After the reviews are written they normally need to be given a second and third draft.  Thankfully these (usually) aren't difficult as I'm just trimming and rewording certain sentences, so this only adds about a half hour for each review.  Then the reviews need to be formatted for the website.  This takes about another thirty minutes per review, which means roughly three hours each day is spent on writing, drafting, and formatting two reviews a day.  So now my daily work day is about seven hours while my typical work week is thirty five.  And please remember that these are the AVERAGE hours, so sometimes I can end up working for more than forty hours!  In fact, last Christmas there was a day when I had to view three movies in one day: "The Hobbit: The Desolation of Smaug," "Tyler Perry's A Madea Christmas," and "American Hustle" (it should be noted that Christmas time is typically busier than the rest of the most other jobs).

"The Hobbit: The Desolation of Smaug" was 2 hours and 41 minutes.  "Tyler Perry's A Madea Christmas" was the shortest of the bunch that day coming in at 1 hour and 45 minutes.  Thankfully "American Hustle" (which was easily the best of the three) ended the day on a high note, but that movie clocked in at 2 hours and 18 minutes.  That's more than six hours of movie I had to watch in one day.  The fact that one of those movies was "Tyler Perry's A Madea Christmas" seemed to be adding insult to injury, but the sad fact of the matter is sometimes you spend six hours watching movies a day and not have a single one of them worth sitting through.  Throw in the reviews and formatting and you're now looking at working overtime hours without overtime pay (I'll write an article about what kind of wages a critic these days can expect in another post in the future).

The point I'm trying to make here is not that being a film critic is a lousy job that over works you and pays very little.  I'm just trying to shatter the illusion some of you might have that this is a profession you join to loaf around, watch movies for fun, all while getting paid.  You have to watch a lot of stuff you might not want to, you can't leave terrible movies, and there's the whole writing the reviews aspect that can jumps around from being fun and easy to being difficult and time consuming.  Next time I'll talk about the process of writing reviews and what movies make for the most difficult reviews to write, but for now hopefully this gives all you aspiring film critics a glimpse at what your daily life is going to look like should you pursue this path.  Now if you'll excuse me, I have to go to a critics screening of a big budget movie, starring an Oscar winning actress, from a Mickey Mouse organization whose name I can't disclose for legal purposes.

Days where you have to watch movies like this can make you reevaluate your life.

Monday, May 26, 2014

The Boring Life of a Film Critic

This is the first post in my revised Movie blog.  This is formally where updates and random rants would be posted for my website The Movie, but I've decided to switch gears a bit because that approach wasn't working as well as I'd like.  I'm not much of an update person in the strictest sense.  With new reviews, articles, and YouTube videos displayed proudly on the front page of the main website I almost never made updates on this blog because it would be redundant to make blog posts to mention updates that people would likely notice before they got to the blog.  Most rants ended up being retooled for editorials.  That means for the longest time this blog has pretty much been here for me to occasionally say sorry when updates were slow or the website was down (which reminds me...).

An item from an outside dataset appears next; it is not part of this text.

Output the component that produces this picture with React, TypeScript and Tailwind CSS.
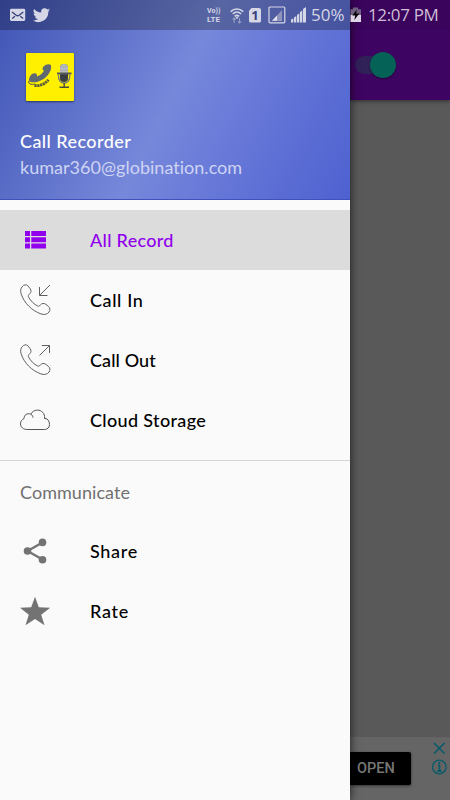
import React from "react";

function PhoneIcon({ out = false }: { out?: boolean }) {
  return (
    <svg width="32" height="32" viewBox="0 0 32 32" fill="none" stroke="#606060" strokeWidth="1">
      <path d="M2.2 2.7C3.7.7 6.4.2 7.8 1.7L10.3 4.9C11.4 6.6 11.2 8.3 9.8 9.7C8.3 11 7.9 11.9 8.7 13.3C10.8 17 13.7 20 17.6 22C18.6 22.5 19.4 22.1 20.3 21C21.7 19.2 24.1 19 25.9 20.3L28.5 22.5C30.3 24 30.3 26.2 29 28C27.3 30.4 24.4 31.1 20.9 29.9C11.5 26.5 4.1 19 1.1 9.7C.2 6.8.6 4.5 2.2 2.7Z" />
      {out ? <path d="M19.5 11.5L29.5 1.5M21.8 1.5H29.5V9" /> : <path d="M30 1L19.8 11.2M19.5 3V11.5H27.5" />}
    </svg>
  );
}

function ListIcon() {
  return (
    <svg width="32" height="32" viewBox="0 0 32 32" fill="#9100ed">
      <path d="M5 7h5v5H5zM11.3 7H26v5H11.3zM5 13.2h5v5H5zM11.3 13.2H26v5H11.3zM5 19.4h5v5H5zM11.3 19.4H26v5H11.3z" />
    </svg>
  );
}

function CloudIcon() {
  return (
    <svg width="32" height="32" viewBox="0 0 32 32" fill="none" stroke="#555" strokeWidth="1">
      <path d="M7.2 25.5H24.5C27.7 25.5 29.5 23.3 29.5 20.4C29.5 17 27.7 14.5 24.5 14.3C25.2 9.5 21.6 6.1 17.5 6.1C14.3 6.1 12 7.8 10.8 10.2C7.2 8.7 3.9 11 4.1 14.5C1.8 15.6.4 17.5.5 20C.6 23.2 3.4 25.5 7.2 25.5ZM10.8 10.2C12.2 11 12.9 12.2 13 13.7M24.5 14.3L26.4 14.8" />
    </svg>
  );
}

function ShareIcon() {
  return (
    <svg width="32" height="32" viewBox="0 0 32 32" fill="#737373">
      <path d="M22.5 7.5L7.5 16L22.5 24.5" fill="none" stroke="#737373" strokeWidth="2.3" />
      <circle cx="22.5" cy="7.4" r="3.8" /><circle cx="7.5" cy="16" r="3.8" /><circle cx="22.5" cy="24.7" r="3.8" />
    </svg>
  );
}

function StarIcon() {
  return (
    <svg width="32" height="32" viewBox="0 0 32 32" fill="#737373">
      <path d="M15 1.8L18.8 12.3L30.2 12.7L21.2 19.7L24.5 30.3L15 24L5.5 30.3L8.8 19.7L0 12.7L11.2 12.3Z" />
    </svg>
  );
}

function AppLogo() {
  return (
    <svg width="48" height="48" viewBox="0 0 48 48">
      <path d="M3 27.5C3 23.5 5.5 20.3 8.5 20.2C10.8 20.1 11.3 21.6 11 23.6C13.8 22.6 16.6 20.3 18 17.8C16.2 17.2 16.1 15.4 17.5 13.6C19.5 11 23.5 10.4 25 12.2C25.8 15 24.5 19 21.5 22.4C17.5 26.8 12 29.4 7.5 29.3C5.2 29.3 3.6 28.8 3 27.5Z" fill="#616970" />
      <path d="M3 28C2 31 5 32 9 31" fill="none" stroke="#49504f" strokeWidth="1" />
      <path d="M8.5 32.3C14 33.5 19 30.8 22.5 26.8" fill="none" stroke="#55583a" strokeWidth="2.8" strokeDasharray="2.2 .6" />
      <path d="M32.4 22C31.8 33 44.5 33 43.8 22" fill="none" stroke="#777b78" strokeWidth="1.3" />
      <rect x="34" y="11" width="8" height="18" rx="4" fill="#383d41" />
      <path d="M34 20V15A4 4 0 0 1 42 15V20Z" fill="#b9bcc0" />
      <path d="M35 14H41M34 17H42" stroke="#8d9296" strokeWidth=".8" strokeDasharray="1 .8" />
      <path d="M31 20.5H45.5" stroke="#565b59" strokeWidth="2" />
      <path d="M38.2 30V34M33.5 34.3H43" stroke="#494d39" strokeWidth="1.4" />
    </svg>
  );
}

function StatusBar() {
  return (
    <header className="absolute inset-x-0 top-0 z-20 flex h-[30px] items-center text-[#d5d6e6]">
      <div className="flex h-full w-[350px] shrink-0 items-center bg-black/25">
        <div className="flex w-[207px] shrink-0 items-center gap-[7px] pl-[10px]">
          <svg width="16" height="14" viewBox="0 0 16 14"><rect y=".8" width="15.2" height="12.2" rx="1.4" fill="#d5d6e6" /><path d="M2 4L6.2 7.2C7.4 8.1 8 8.1 9.2 7.2L13.3 4M2.2 10.6L5 8.2M13.1 10.6L10.3 8.2" fill="none" stroke="#344078" strokeWidth="1.3" /></svg>
          <svg width="17" height="15" viewBox="2 4.5 20 17" fill="#d5d6e6"><path d="M22 6.5a8 8 0 0 1-2.4.7 4 4 0 0 0 1.8-2.3 8 8 0 0 1-2.6 1A4.1 4.1 0 0 0 11.7 9.6 11.7 11.7 0 0 1 3.3 5.3a4.1 4.1 0 0 0 1.3 5.5 4 4 0 0 1-1.9-.5c0 2 1.4 3.6 3.3 4a4 4 0 0 1-1.9.1 4.1 4.1 0 0 0 3.9 2.8A8.3 8.3 0 0 1 2 18.9a11.7 11.7 0 0 0 18-10.3 8 8 0 0 0 2-2.1Z" /></svg>
        </div>
        <div className="flex w-[15px] shrink-0 flex-col items-start font-['Roboto',sans-serif] font-bold whitespace-nowrap">
          <span className="text-[7px] leading-[8px] tracking-[0.1px]">Vo))</span>
          <span className="text-[8px] leading-[9px]">LTE</span>
        </div>
        <svg className="ml-2 shrink-0" width="14" height="18" viewBox="0 0 14 18" fill="none" stroke="#d5d6e6">
          <path d="M.7 5.6C4.3 2 9.5 2 13.2 5.6M2.7 8C5.4 5.4 8.5 5.4 11.2 8M4.7 10.3C6.3 9 7.6 9 9.2 10.3" strokeWidth="1.5" /><circle cx="7" cy="11.7" r=".7" fill="#d5d6e6" /><path d="M4.2 12V17M2.7 13.5L4.2 12L5.7 13.5M9.5 12V17M8 15.5L9.5 17L11 15.5" opacity=".5" strokeWidth="1.1" />
        </svg>
        <div className="ml-[5px] flex h-[15px] w-[12px] shrink-0 items-center justify-center rounded-[2px] bg-[#d5d6e6] font-['Open_Sans',sans-serif] text-[13px] leading-none font-bold text-[#34427c] [clip-path:polygon(25%_0,100%_0,100%_100%,0_100%,0_22%)]">1</div>
        <svg className="ml-[7px] shrink-0" width="18" height="18" viewBox="0 0 18 18"><rect x="1" y="1" width="15.8" height="15.8" rx="1" fill="none" stroke="#d5d6e6" strokeWidth="1.2" /><path d="M4 15L14 4V15Z" fill="#8f94bd" /><path d="M4 14.8L9 9.5V14.8Z" fill="#e3e3ee" /></svg>
        <svg className="ml-[5px] shrink-0" width="15" height="16" viewBox="0 0 15 16" fill="#d5d6e6"><path d="M0 12.5L2.3 11.5V15.5H0zM3 10.5L5.3 9V15.5H3zM6 8L8.3 6.3V15.5H6zM9 5L11.3 3.5V15.5H9zM12 2L15 0V15.5H12z" /></svg>
        <span className="ml-[5px] shrink-0 whitespace-nowrap font-['Open_Sans',sans-serif] text-[17px]">50%</span>
      </div>
      <div className="flex h-full flex-1 items-center bg-black/5">
        <svg className="shrink-0" width="12" height="16" viewBox="0 0 12 16"><path d="M3 .5H8V2.2H11V8H.5V2.2H3Z" fill="#716181" /><path d="M.5 8H11V15H.5Z" fill="#ddd4e5" /><path d="M6.8 2.5L2.3 8.6H5.2L4.3 13L9.3 6.5H6.2Z" fill="#080408" /></svg>
        <span className="ml-[6px] whitespace-nowrap font-['Open_Sans',sans-serif] text-[17px] tracking-[-0.35px] text-[#cdbfd6]">12:07 PM</span>
      </div>
    </header>
  );
}

function MenuRow({ icon, label, active = false, tracking }: { icon: React.ReactNode; label: string; active?: boolean; tracking: string }) {
  return (
    <div className={`flex h-[60px] items-center pl-5 ${active ? "bg-[#dcdcdc] text-[#9100ed]" : "text-black"}`}>
      <span className="w-[70px] shrink-0">{icon}</span>
      <span className={`whitespace-nowrap pt-px text-[18px] font-medium ${tracking}`}>{label}</span>
    </div>
  );
}

export default function App() {
  return (
    <div className="relative flex h-[800px] w-[450px] overflow-hidden bg-[#595959] font-['Lato',sans-serif]">
      <aside className="z-10 flex w-[350px] shrink-0 flex-col bg-[#fafafa] shadow-[1px_0_8px_rgba(0,0,0,0.6)]">
        <div className="flex h-[200px] shrink-0 flex-col border-b border-[#3f52bb] bg-[linear-gradient(117deg,#4054b5_0%,#7688da_49%,#6a7bd9_64%,#4e61d0_100%)] pt-[53px] pl-5">
          <div className="ml-[6px] h-12 w-12 shrink-0 overflow-hidden rounded-[1px] bg-[#fff000] shadow-[0_1px_2px_rgba(0,0,0,0.5)]"><AppLogo /></div>
          <div className="mt-[27px] whitespace-nowrap text-[18px] leading-[26px] font-medium tracking-[0.43px] text-white">Call Recorder</div>
          <div className="whitespace-nowrap text-[18px] leading-[27px] tracking-[0.02px] text-[#ced4f3]">kumar360@globination.com</div>
        </div>
        <nav className="pt-[10px]">
          <MenuRow icon={<ListIcon />} label="All Record" active tracking="tracking-[0.3px]" />
          <MenuRow icon={<PhoneIcon />} label="Call In" tracking="tracking-[0.6px]" />
          <MenuRow icon={<PhoneIcon out />} label="Call Out" tracking="tracking-[0.1px]" />
          <MenuRow icon={<CloudIcon />} label="Cloud Storage" tracking="tracking-[0.35px]" />
          <div className="mt-[10px] border-t border-[#d5d5d5] pt-[18px] pl-5 text-[18px] leading-[26px] tracking-[0.05px] text-[#707070]">Communicate</div>
          <div className="pt-4">
            <MenuRow icon={<ShareIcon />} label="Share" tracking="tracking-[0.7px]" />
            <MenuRow icon={<StarIcon />} label="Rate" tracking="tracking-[0.7px]" />
          </div>
        </nav>
      </aside>
      <main className="flex flex-1 flex-col">
        <div className="h-[100px] shrink-0 bg-[#3e0461] pt-[52px] pl-[5px] shadow-[0_1px_4px_rgba(0,0,0,0.5)]">
          <div className="flex h-[26px] w-[41px] items-center"><div className="flex h-[18px] w-[34px] items-center rounded-full bg-[#302158] pl-[15px]"><div className="h-[26px] w-[26px] shrink-0 rounded-full bg-[#056257] shadow-[0_1px_2px_rgba(0,0,0,0.4)]" /></div></div>
        </div>
        <div className="flex-1" />
        <div className="flex h-[63px] shrink-0 bg-[#656565]">
          <div className="mt-[15px] flex h-[33px] w-[61px] items-center rounded-r-[2px] bg-black pl-[7px] font-['Roboto',sans-serif] text-[14.5px] font-medium text-[#777] shadow-[0_1px_3px_rgba(0,0,0,0.5)]">OPEN</div>
          <svg className="ml-5 mt-[4px]" width="18" height="36" viewBox="0 0 18 36" fill="none" stroke="#075a69" strokeWidth="1.6"><path d="M3 2L13.5 12.5M13.5 2L3 12.5" /><circle cx="8.3" cy="26" r="6.8" strokeWidth="1.3" /><path d="M8.5 24.5V30M7 24.5H9M6.5 30H10.5M8.3 21V23" strokeWidth="1.8" /></svg>
        </div>
      </main>
      <StatusBar />
    </div>
  );
}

I do get a lot of questions from people who want to know what it's like to have "the greatest job in the world."  While I am always happy to answer questions about my profession, I hear from enough people who are curious about what I do that really have no idea what the daily life of being a film critic entails.  They think it's all fun.  They think there's no real work involved.  Some of them look at you strange when you comment how you almost always want to do anything but watch a movie for fun at the end of the day.  Yes, being a film critic has many perks, ups, downs, and loop de loops.  It's just like any other job though.  There are times when the job isn't much fun.  Sometimes it feels like just that: A job.  There are some serious social side effects to having a job that only requires you to leave the house on occasion.

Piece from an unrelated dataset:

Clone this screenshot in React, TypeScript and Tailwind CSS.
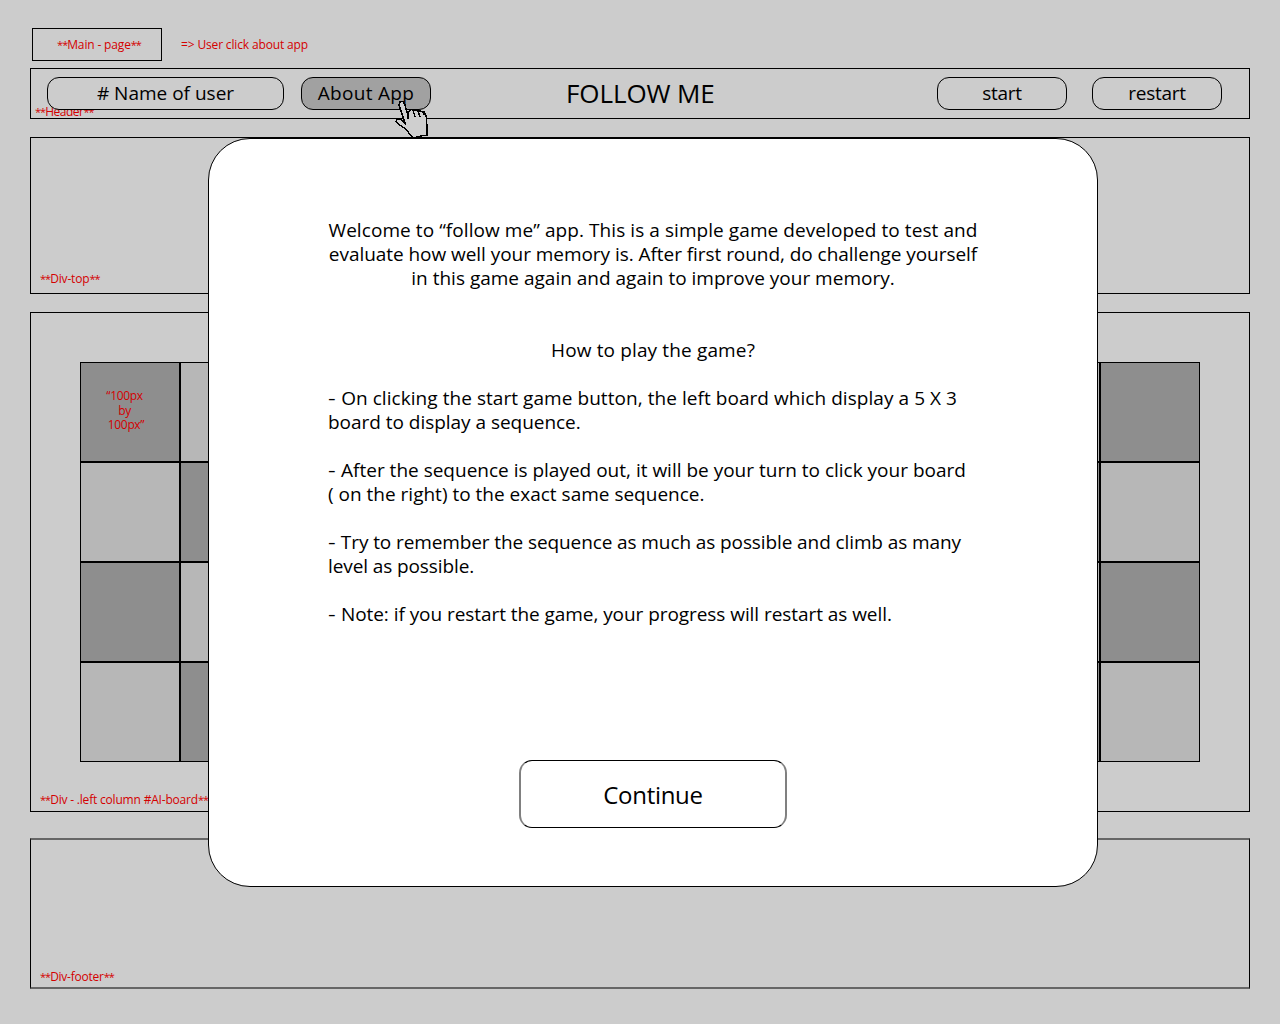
import React from "react";

function Stars() {
  return <span className="text-[11px] tracking-[-1px]">**</span>;
}

function Note({
  children,
  starred = true,
  className = "tracking-[-0.15px]",
}: {
  children: React.ReactNode;
  starred?: boolean;
  className?: string;
}) {
  return (
    <span className={`text-[12px] leading-[15px] whitespace-nowrap text-[#d40000] ${className}`}>
      {starred && <Stars />}
      {children}
      {starred && <Stars />}
    </span>
  );
}

function HeaderButton({ children, className }: { children: React.ReactNode; className: string }) {
  return (
    <button
      className={`relative h-[33px] shrink-0 rounded-[12px] border border-black pb-px text-[19px] leading-[24px] whitespace-nowrap ${className}`}
    >
      {children}
    </button>
  );
}

function Board({ label }: { label?: boolean }) {
  return (
    <div className="grid w-[500px] grid-cols-5 content-start">
      {Array.from({ length: 20 }, (_, i) => {
        const dark = (Math.floor(i / 5) + (i % 5)) % 2 === 0;
        return (
          <div
            key={i}
            className={`h-[100px] w-[100px] border border-black ${dark ? "bg-[#8e8e8e]" : "bg-[#b7b7b7]"}`}
          >
            {label && i === 0 && (
              <div className="pt-[26px] pr-[11px] text-center text-[12px] leading-[14.5px] tracking-[-0.35px] text-[#d40000]">
                “100px
                <br />
                by
                <br />
                <span className="pl-[3px]">100px”</span>
              </div>
            )}
          </div>
        );
      })}
    </div>
  );
}

function Bullet() {
  return <span className="mr-[2px] inline-block origin-left scale-x-125">-</span>;
}

function Pointer() {
  return (
    <svg
      className="absolute top-[98px] left-[392px] z-20"
      width="40"
      height="42"
      viewBox="392 98 40 42"
      shapeRendering="crispEdges"
    >
      <path
        d="M399 105L400 102L403 101.500L405 105L408 116L408 112L411 109.500L414 110.500L418 110L421 111.500L424.500 112L426.500 117.500L427 127L427 135L421 136L413 138L409.500 134L406.500 129.500L400.500 125.500L396 121.500L397.500 119L401.500 119.500L405.500 124.500L403 117Z"
        fill="#cfcfcf"
        stroke="#000"
        strokeWidth="1.4"
      />
      <path
        d="M408 111V119M413 110L415 117M418 111L420 117M423 112L424 115"
        fill="none"
        stroke="#000"
        strokeWidth="1.4"
      />
    </svg>
  );
}

export default function App() {
  return (
    <div className="relative flex h-[1024px] w-[1280px] flex-col overflow-hidden bg-[#ccc] px-[30px] pt-[28px] font-['Open_Sans','Noto_Sans',sans-serif] text-black">
      <div className="flex h-[33px] shrink-0 items-center pl-[2px]">
        <div className="flex h-[33px] w-[130px] items-center justify-center border border-black pl-[4px]">
          <Note>Main - page</Note>
        </div>
        <Note starred={false} className="ml-[19px] tracking-[-0.15px]">
          {"=> User click about app"}
        </Note>
      </div>

      <header className="relative mt-[7px] flex h-[51px] shrink-0 items-start border border-black pt-[8px] pl-[16px]">
        <Note className="absolute top-[35px] left-[4px] tracking-[-0.5px]">Header</Note>
        <HeaderButton className="w-[237px] bg-[#ccc]"># Name of user</HeaderButton>
        <HeaderButton className="ml-[17px] w-[130px] bg-[#a1a1a1] tracking-[0.3px]">About App</HeaderButton>
        <h1 className="ml-[135px] w-[150px] text-[26px] leading-[32px] tracking-[-0.1px] whitespace-nowrap">FOLLOW ME</h1>
        <HeaderButton className="ml-[221px] w-[130px] tracking-[-0.3px]">start</HeaderButton>
        <HeaderButton className="ml-[25px] w-[130px] tracking-[-0.3px]">restart</HeaderButton>
      </header>

      <section className="mt-[18px] flex h-[157px] shrink-0 items-end border border-black pb-[7px] pl-[9px]">
        <Note>Div-top</Note>
      </section>

      <main className="mt-[18px] flex h-[500px] shrink-0 border border-black">
        <section className="flex w-[609px] flex-col justify-between pt-[49px] pb-[4px]">
          <div className="pl-[49px]">
            <Board label />
          </div>
          <Note className="pl-[9px] tracking-[-0.19px]">Div - .left column #AI-board</Note>
        </section>
        <section className="flex w-[609px] justify-end pt-[49px] pr-[49px]">
          <Board />
        </section>
      </main>

      <footer className="mt-[26px] flex h-[151px] shrink-0 items-end border-x border-y-2 border-x-black border-y-[#666] pb-[3px] pl-[9px]">
        <Note className="tracking-[-0.25px]">Div-footer</Note>
      </footer>

      <div
        role="dialog"
        className="absolute top-[138px] left-[208px] z-10 flex h-[749px] w-[890px] flex-col items-center rounded-[42px] border border-black bg-white pt-[79px]"
      >
        <div className="w-[650px] text-[19px] leading-[24px] whitespace-nowrap">
          <p className="flex flex-col items-center">
            <span className="tracking-[0.07px]">
              Welcome to “follow me” app. This is a simple game developed to test and
            </span>
            <span className="tracking-[-0.05px]">
              evaluate how well your memory is. After first round, do challenge yourself
            </span>
            <span>in this game again and again to improve your memory.</span>
          </p>
          <h2 className="mt-[48px] text-center tracking-[0.14px]">How to play the game?</h2>
          <p className="mt-[24px]">
            <span className="tracking-[0.055px]">
              <Bullet /> On clicking the start game button, the left board which display a 5 X 3
            </span>
            <br />
            <span className="tracking-[-0.03px]">board to display a sequence.</span>
          </p>
          <p className="mt-[24px]">
            <Bullet /> After the sequence is played out, it will be your turn to click your board
            <br />( on the right) to the exact same sequence.
          </p>
          <p className="mt-[24px] tracking-[-0.1px]">
            <Bullet /> Try to remember the sequence as much as possible and climb as many
            <br />
            level as possible.
          </p>
          <p className="mt-[24px] tracking-[-0.06px]">
            <Bullet /> Note: if you restart the game, your progress will restart as well.
          </p>
        </div>
        <button className="mt-[134px] h-[68px] w-[268px] rounded-[13px] border-x-2 border-y border-x-[#808080] border-y-black pt-[2px] text-[24px] tracking-[-0.3px]">
          Continue
        </button>
      </div>

      <Pointer />
    </div>
  );
}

It's all very mundane stuff and most people really wouldn't find much interest in it.  Yet society is in a position where people want to be self employers, to do things they like to do for fun and get paid for it.  While film criticism as a job is becoming an endangered species this is (ironically) because the internet has given a new voice to a younger generation of people who love to write about films.  With Blogger, Facebook, YouTube, and Twitter the phrase "everyone's a critic" is more true today than it ever has been.  The thrill of reading people's comments when they agree with your review is exhilarating (and the people who hate your review can be brutal).  Whether the reviews come in over 700 words or in less than 140 characters, there are more critics in the world than there ever has been before.

That doesn't mean a vast majority of the writing is good, but that there is enough of it out there to read for free that it's becoming more of a hobby than a job.  Though I don't claim to be making the Leonard Maltin money here, I do have a website that does bring in some revenue.  I have written some movie books that have become best sellers in their respective categories.  There almost isn't a day that goes by where I don't write about movies and any expenses I have when it comes to running my website is considered a business expense.  In other words I've (how kids say it these days) successfully "monetized" my site.  This is where the goal should be for many writers, but most either have no clue what goes into making their hobby a business or most don't care.  To make matters even more confusing, the internet is constantly evolving, so many people have trouble keeping up with the changing times.

I've been writing about movies since I was six years old and I've been doing so as a job for close to ten years now.  The purpose of this blog is to share my stories, my secrets, and my daily routines.  For those who want to do this for a living this blog might provide some insight into how you can aim for this to happen.  For others this may be more validation to keep your movie blogging a hobby and look towards other ventures for financial gain.  Whether you find value in what I have to say or not I do thank you for visiting and reading!